CoInteract: Physically-Consistent Human-Object Interaction Video Synthesis via Spatially-Structured Co-Generation
Xiangyang Luo, Xiaozhe Xin, Tao Feng, Xu Guo, Meiguang Jin, Junfeng Ma
2026-04-22
Summary
This paper introduces a new system called CoInteract that creates realistic videos of people interacting with objects, like someone using a product shown in an ad.
What's the problem?
Current video generation technology, while good at making things *look* real, struggles with two key things when it comes to people and objects. First, it often messes up the details of things like hands and faces, making them look distorted or unnatural.

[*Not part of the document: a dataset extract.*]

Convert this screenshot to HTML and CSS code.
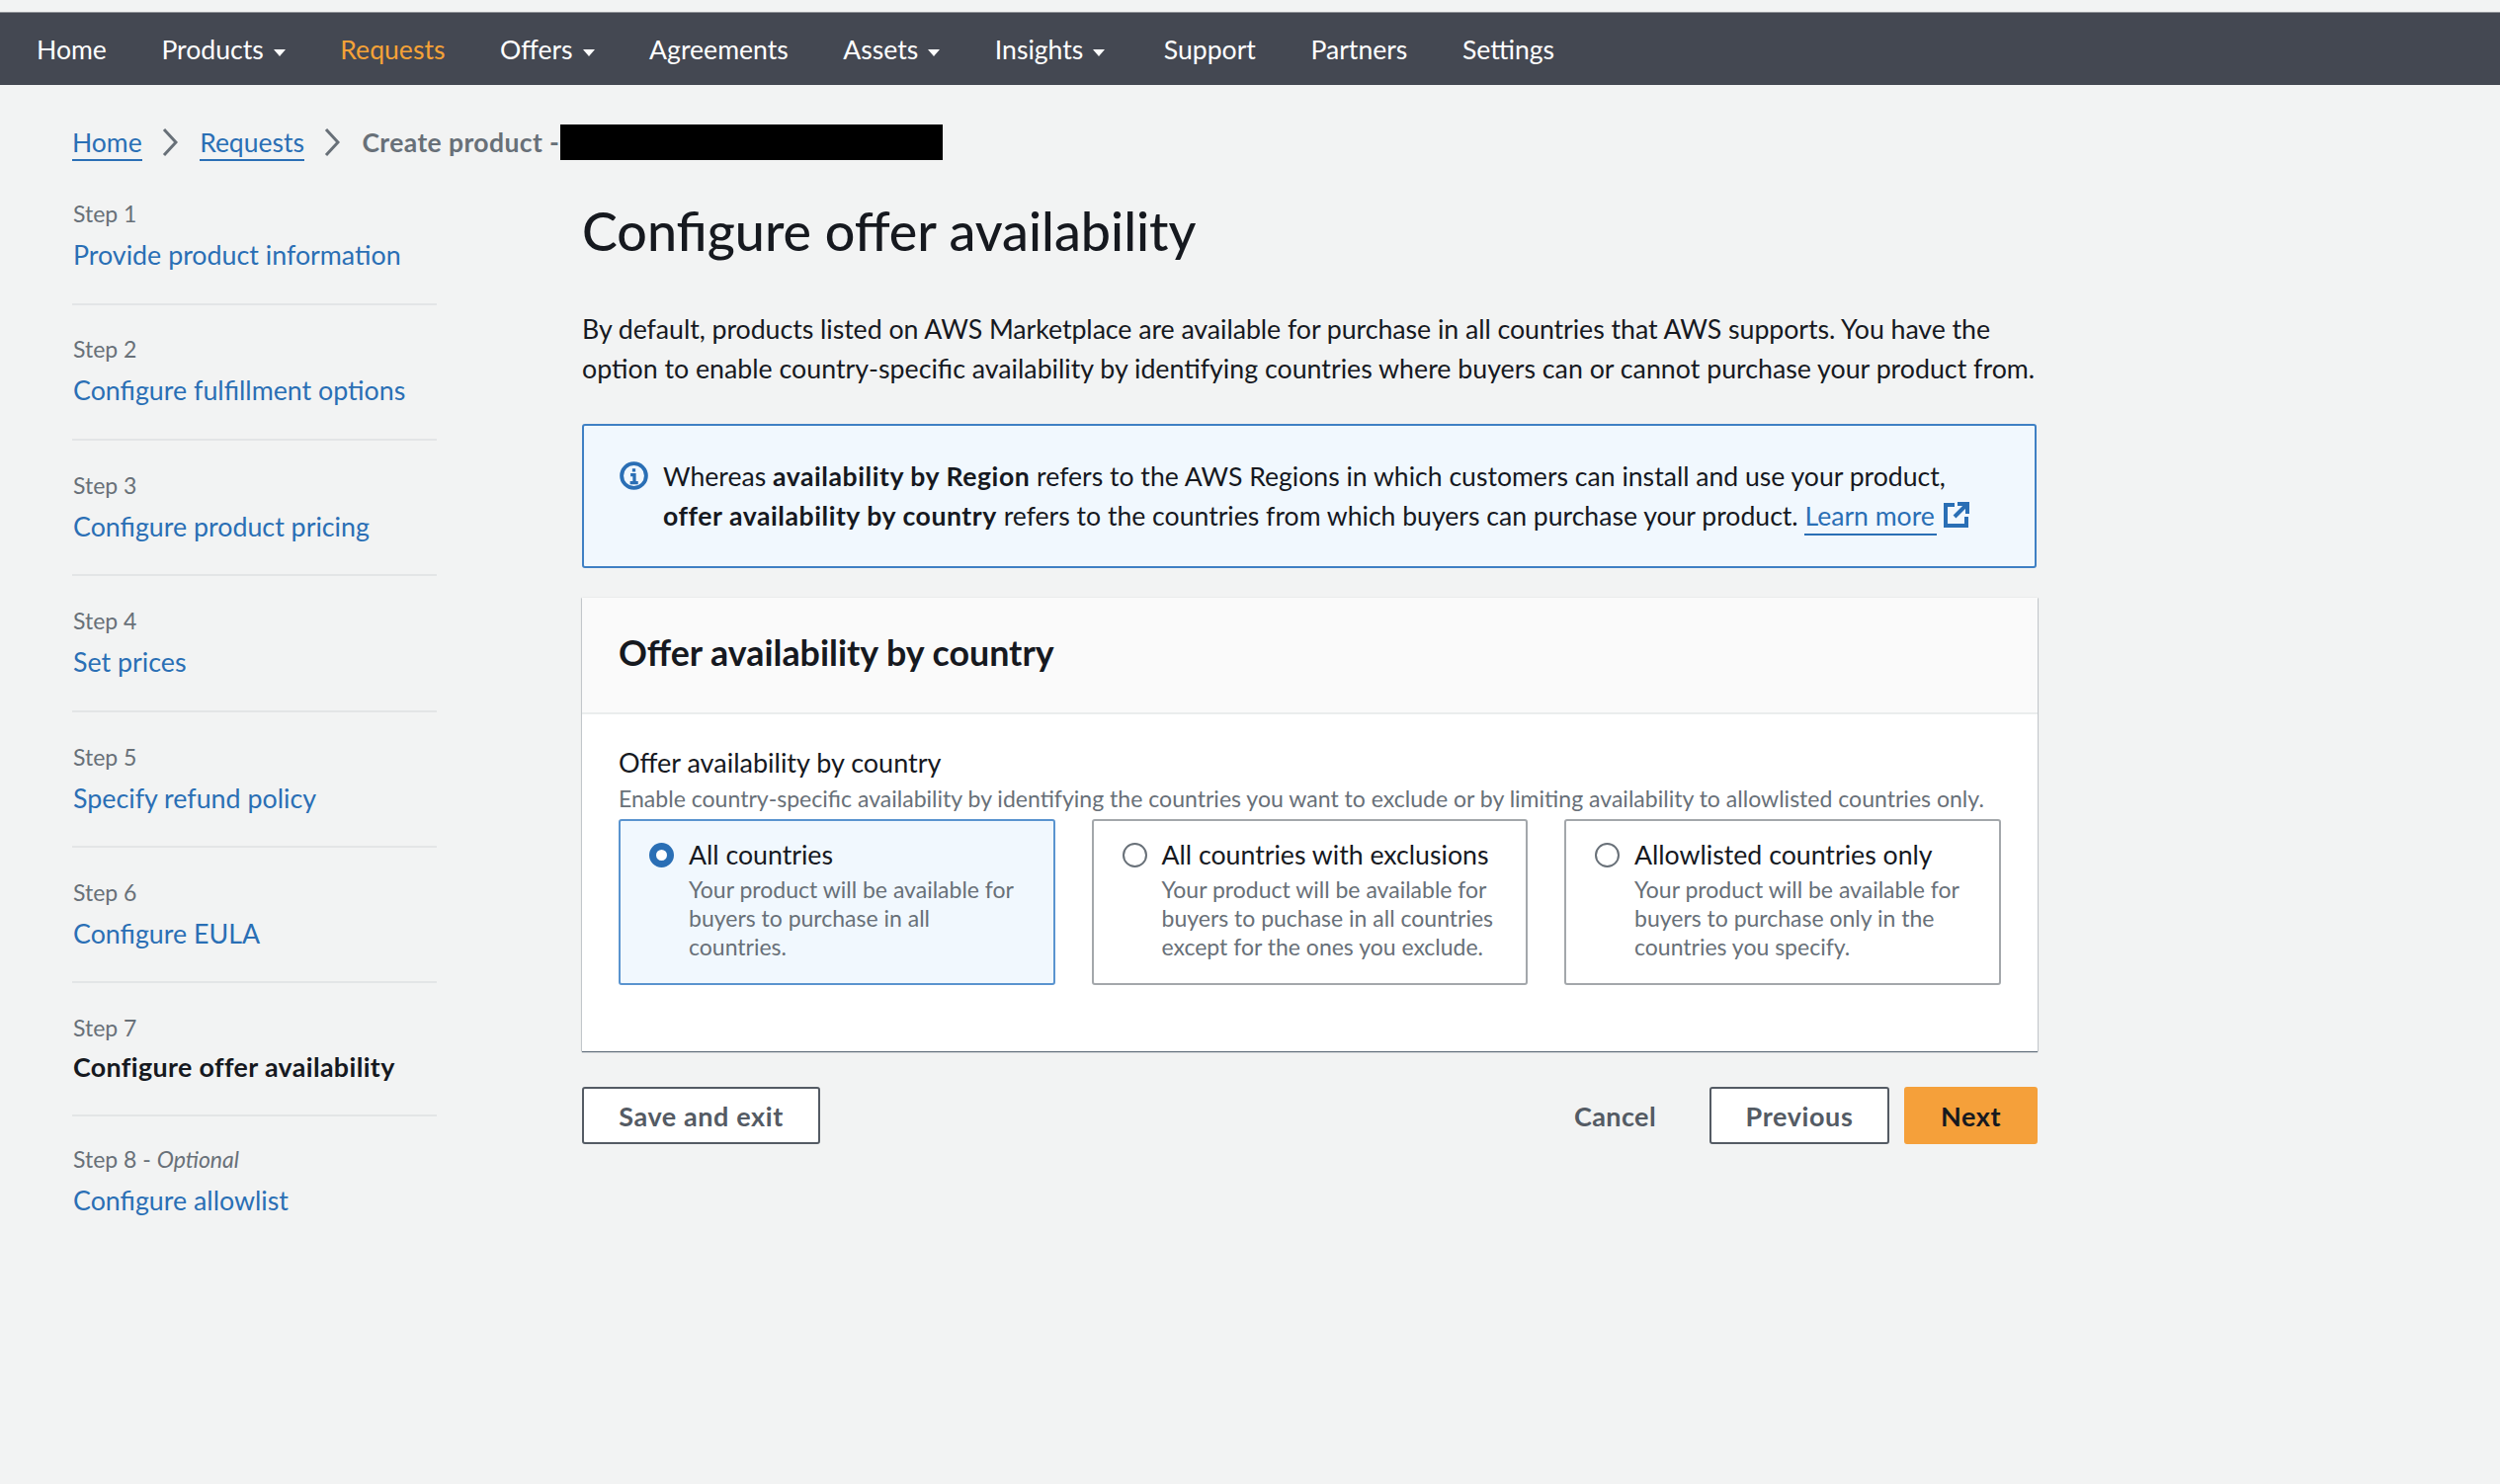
FILE: index.html
```html
<!DOCTYPE html>
<html lang="en">
<head>
    <meta charset="UTF-8">
    <title>Configure offer availability</title>
    <link rel="stylesheet" href="styles.css">
</head>
<body>
    <nav class="topnav">
        <a href="#">Home</a>
        <a href="#" class="caret">Products</a>
        <a href="#" class="current">Requests</a>
        <a href="#" class="caret">Offers</a>
        <a href="#">Agreements</a>
        <a href="#" class="caret">Assets</a>
        <a href="#" class="caret">Insights</a>
        <a href="#" class="support">Support</a>
        <a href="#">Partners</a>
        <a href="#">Settings</a>
    </nav>

    <div class="crumbs">
        <a href="#">Home</a>
        <svg class="crumb-sep" viewBox="0 0 16 30"><path d="M2 2 L14 15 L2 28"/></svg>
        <a href="#">Requests</a>
        <svg class="crumb-sep" viewBox="0 0 16 30"><path d="M2 2 L14 15 L2 28"/></svg>
        <span class="crumb-now">Create product -</span>
        <span class="redacted"></span>
    </div>

    <div class="layout">
        <ol class="steps">
            <li><small>Step 1</small><a href="#">Provide product information</a></li>
            <li><small>Step 2</small><a href="#">Configure fulfillment options</a></li>
            <li><small>Step 3</small><a href="#">Configure product pricing</a></li>
            <li><small>Step 4</small><a href="#">Set prices</a></li>
            <li><small>Step 5</small><a href="#">Specify refund policy</a></li>
            <li><small>Step 6</small><a href="#">Configure EULA</a></li>
            <li class="active"><small>Step 7</small><b>Configure offer availability</b></li>
            <li><small>Step 8 - <i>Optional</i></small><a href="#">Configure allowlist</a></li>
        </ol>

        <main class="content">
            <h1>Configure offer availability</h1>
            <p class="intro"><span class="intro-first">By default, products listed on AWS Marketplace are available for purchase in all countries that AWS supports. You have the</span> option to enable country-specific availability by identifying countries where buyers can or cannot purchase your product from.</p>

            <div class="alert">
                <svg class="alert-icon" viewBox="0 0 30 30">
                    <circle cx="15" cy="15" r="12.8"/>
                    <path class="alert-i" d="M15 7.5v3.4M11.5 14h4v8M11 22.3h8.4"/>
                </svg>
                <p>Whereas <b>availability by Region</b> refers to the AWS Regions in which customers can install and use your product, <b>offer availability by country</b> refers to the countries from which buyers can purchase your product. <a href="#" class="ext">Learn more <svg viewBox="0 0 28 28"><path d="M12 4H3v21h21v-9M15 3h10v10M25 3L12 16"/></svg></a></p>
            </div>

            <section class="card">
                <h2>Offer availability by country</h2>
                <div class="card-body">
                    <div class="field-label">Offer availability by country</div>
                    <div class="field-hint">Enable country-specific availability by identifying the countries you want to exclude or by limiting availability to allowlisted countries only.</div>
                    <div class="tiles">
                        <label class="tile selected">
                            <span class="radio"></span>
                            <span class="tile-text"><strong>All countries</strong>Your product will be available for buyers to purchase in all countries.</span>
                        </label>
                        <label class="tile">
                            <span class="radio"></span>
                            <span class="tile-text"><strong>All countries with exclusions</strong>Your product will be available for buyers to puchase in all countries except for the ones you exclude.</span>
                        </label>
                        <label class="tile">
                            <span class="radio"></span>
                            <span class="tile-text"><strong>Allowlisted countries only</strong>Your product will be available for buyers to purchase only in the countries you specify.</span>
                        </label>
                    </div>
                </div>
            </section>

            <div class="actions">
                <button class="btn">Save and exit</button>
                <button class="btn-link">Cancel</button>
                <button class="btn btn-prev">Previous</button>
                <button class="btn btn-next">Next</button>
            </div>
        </main>
    </div>
</body>
</html>
```

FILE: styles.css
```css
* {
    box-sizing: border-box;
}
html, body {
    height: 100%;
}
body {
    margin: 0;
    padding-top: 12px;
    background-color: #f2f3f3;
    color: #16191f;
    font-family: Lato, "Noto Sans", sans-serif;
    font-size: 26.8px;
    line-height: 40px;
    overflow: hidden;
}
a {
    color: #2a6fb5;
    text-decoration: none;
}
b, strong {
    font-weight: 700;
}
p b {
    letter-spacing: 0.55px;
}

.topnav {
    display: flex;
    gap: 55.5px;
    height: 74px;
    padding-left: 37px;
    align-items: center;
    background-color: #444852;
    border-top: 1px solid #8f9297;
}
.topnav a {
    color: #fff;
    font-size: 26.6px;
}
.topnav a.current {
    color: #f5a237;
}
.topnav a.support {
    margin-left: 4px;
}
.topnav a.caret::after {
    content: "";
    display: inline-block;
    margin-left: 10px;
    vertical-align: 3px;
    border-left: 6.5px solid transparent;
    border-right: 6.5px solid transparent;
    border-top: 7px solid #fff;
}

.crumbs {
    display: flex;
    align-items: center;
    height: 36px;
    margin-top: 40px;
    padding-left: 73px;
    font-size: 26.5px;
}
.crumbs a {
    border-bottom: 2px solid #2a6fb5;
    line-height: 34px;
    margin-top: 2px;
}
.crumb-sep {
    width: 16px;
    height: 30px;
    margin: 0 22px 0 20.5px;
    fill: none;
    stroke: #687078;
    stroke-width: 3;
}
.crumb-now {
    color: #687078;
    font-weight: 700;
    letter-spacing: 0.4px;
}
.redacted {
    width: 387px;
    height: 36px;
    margin-left: 1px;
    background: #000;
}

.layout {
    display: grid;
    grid-template-columns: 369px 1473px;
    column-gap: 147px;
    padding-left: 73px;
    margin-top: 38px;
}

.steps {
    list-style: none;
    margin: 0;
    padding: 0;
}
.steps li {
    padding-bottom: 28.5px;
    margin-bottom: 28.9px;
    border-bottom: 2px solid #e3e5e6;
}
.steps li:last-child {
    border-bottom: 0;
}
.steps li.active {
    padding-bottom: 27.5px;
    margin-bottom: 27.5px;
}
.steps small {
    display: block;
    padding-left: 1px;
    color: #687078;
    font-size: 23px;
    line-height: 32px;
    margin-bottom: 6px;
}
.steps li.active small {
    margin-bottom: 4px;
}
.steps a, .steps b {
    display: block;
    padding-left: 1px;
}
.steps b {
    letter-spacing: 0.37px;
}

.content h1 {
    margin: 0;
    font-size: 53.8px;
    font-weight: 500;
    line-height: 66px;
}
.intro {
    margin: 47px 0 0;
    font-size: 26.75px;
}
.intro-first {
    letter-spacing: -0.06px;
}
.alert {
    display: flex;
    gap: 15px;
    height: 146px;
    margin-top: 36px;
    padding: 31px 36px;
    width: 1472px;
    background-color: #f1f8fe;
    border: 2px solid #3f80c4;
    border-radius: 3px;
    font-size: 26.6px;
}
.alert p {
    margin: 0;
}
.alert-icon {
    flex: none;
    width: 29px;
    height: 29px;
    margin-top: 5px;
    fill: none;
    stroke: #2a6fb5;
    stroke-width: 4;
}
.alert-i {
    stroke-width: 3.4;
}
.ext {
    border-bottom: 2px solid #2a6fb5;
    padding-bottom: 2px;
}
.ext svg {
    width: 28px;
    height: 28px;
    margin: 0 -34px -3px 1px;
    fill: none;
    stroke: #2a6fb5;
    stroke-width: 4;
}

.card {
    margin-top: 30px;
    background: #fff;
    box-shadow: 0 1px 1px rgba(0, 22, 43, 0.6), 1px 0 1px rgba(0, 22, 43, 0.1), -1px 0 1px rgba(0, 22, 43, 0.1);
}
.card h2 {
    margin: 0;
    height: 118px;
    padding: 0 37px;
    background: #fafafa;
    border-bottom: 2px solid #eaeded;
    font-size: 35.8px;
    font-weight: 700;
    line-height: 112px;
}
.card-body {
    height: 341px;
    padding: 29px 37px 0;
}
.field-label {
    font-size: 27px;
    line-height: 40px;
}
.field-hint {
    color: #687078;
    font-size: 23.05px;
    line-height: 32px;
}
.tiles {
    display: grid;
    grid-template-columns: repeat(3, 441.5px);
    column-gap: 37px;
    margin-top: 5px;
}
.tile {
    display: flex;
    gap: 15px;
    height: 168px;
    padding: 16px 28px 0 29px;
    border: 2px solid #a3a7ab;
    border-radius: 3px;
    background: #fff;
}
.tile.selected {
    background-color: #f1f8fe;
    border-color: #5a94cf;
}
.radio {
    flex: none;
    width: 25px;
    height: 25px;
    margin-top: 6px;
    background: #fff;
    border: 2px solid #687078;
    border-radius: 50%;
}
.selected .radio {
    border: 7.5px solid #2a6fb5;
}
.tile-text {
    color: #687078;
    font-size: 23px;
    line-height: 29px;
}
.tile-text strong {
    display: block;
    color: #16191f;
    font-size: 26.7px;
    font-weight: 400;
    line-height: 36px;
    margin-bottom: 3px;
}

.actions {
    display: flex;
    align-items: center;
    margin-top: 36px;
    height: 58px;
}
.btn {
    height: 58px;
    width: 241px;
    padding: 0;
    background: #fff;
    border: 2px solid #545b64;
    border-radius: 3px;
    color: #545b64;
    font-family: inherit;
    font-size: 27px;
    font-weight: 700;
    letter-spacing: 0.6px;
}
.btn-link {
    margin-left: auto;
    margin-right: 54px;
    padding: 0;
    background: none;
    border: 0;
    color: #545b64;
    font-family: inherit;
    font-size: 27px;
    font-weight: 700;
    letter-spacing: 0.4px;
}
.btn-prev {
    width: 182px;
}
.btn-next {
    width: 135px;
    margin-left: 15px;
    background: #f5a03a;
    border-color: #f5a03a;
    color: #16191f;
}
```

Second, it doesn't always create interactions that make physical sense – sometimes hands will go *through* objects, which obviously isn't realistic.
What's the solution?
CoInteract tackles these problems with a two-part approach built on a powerful existing video generation model. First, it uses a 'Human-Aware Mixture-of-Experts' which is like having specialized mini-experts focus on specific parts of the person, like hands or the face, to make sure those areas are rendered correctly. Second, it uses 'Spatially-Structured Co-Generation' which essentially trains the system to understand *how* people and objects should interact geometrically, ensuring things don't clip through each other and the movements look natural. The system learns this interaction information during training, but doesn't need it during the actual video creation, keeping it efficient.
Why it matters?
This research is important because creating realistic videos of people interacting with products is crucial for things like online shopping, advertising, and virtual demonstrations. Better video generation means more engaging and believable content, which can lead to increased sales and a better user experience.
Abstract
Synthesizing human--object interaction (HOI) videos has broad practical value in e-commerce, digital advertising, and virtual marketing. However, current diffusion models, despite their photorealistic rendering capability, still frequently fail on (i) the structural stability of sensitive regions such as hands and faces and (ii) physically plausible contact (e.g., avoiding hand--object interpenetration). We present CoInteract, an end-to-end framework for HOI video synthesis conditioned on a person reference image, a product reference image, text prompts, and speech audio. CoInteract introduces two complementary designs embedded into a Diffusion Transformer (DiT) backbone. First, we propose a Human-Aware Mixture-of-Experts (MoE) that routes tokens to lightweight, region-specialized experts via spatially supervised routing, improving fine-grained structural fidelity with minimal parameter overhead. Second, we propose Spatially-Structured Co-Generation, a dual-stream training paradigm that jointly models an RGB appearance stream and an auxiliary HOI structure stream to inject interaction geometry priors. During training, the HOI stream attends to RGB tokens and its supervision regularizes shared backbone weights; at inference, the HOI branch is removed for zero-overhead RGB generation. Experimental results demonstrate that CoInteract significantly outperforms existing methods in structural stability, logical consistency, and interaction realism.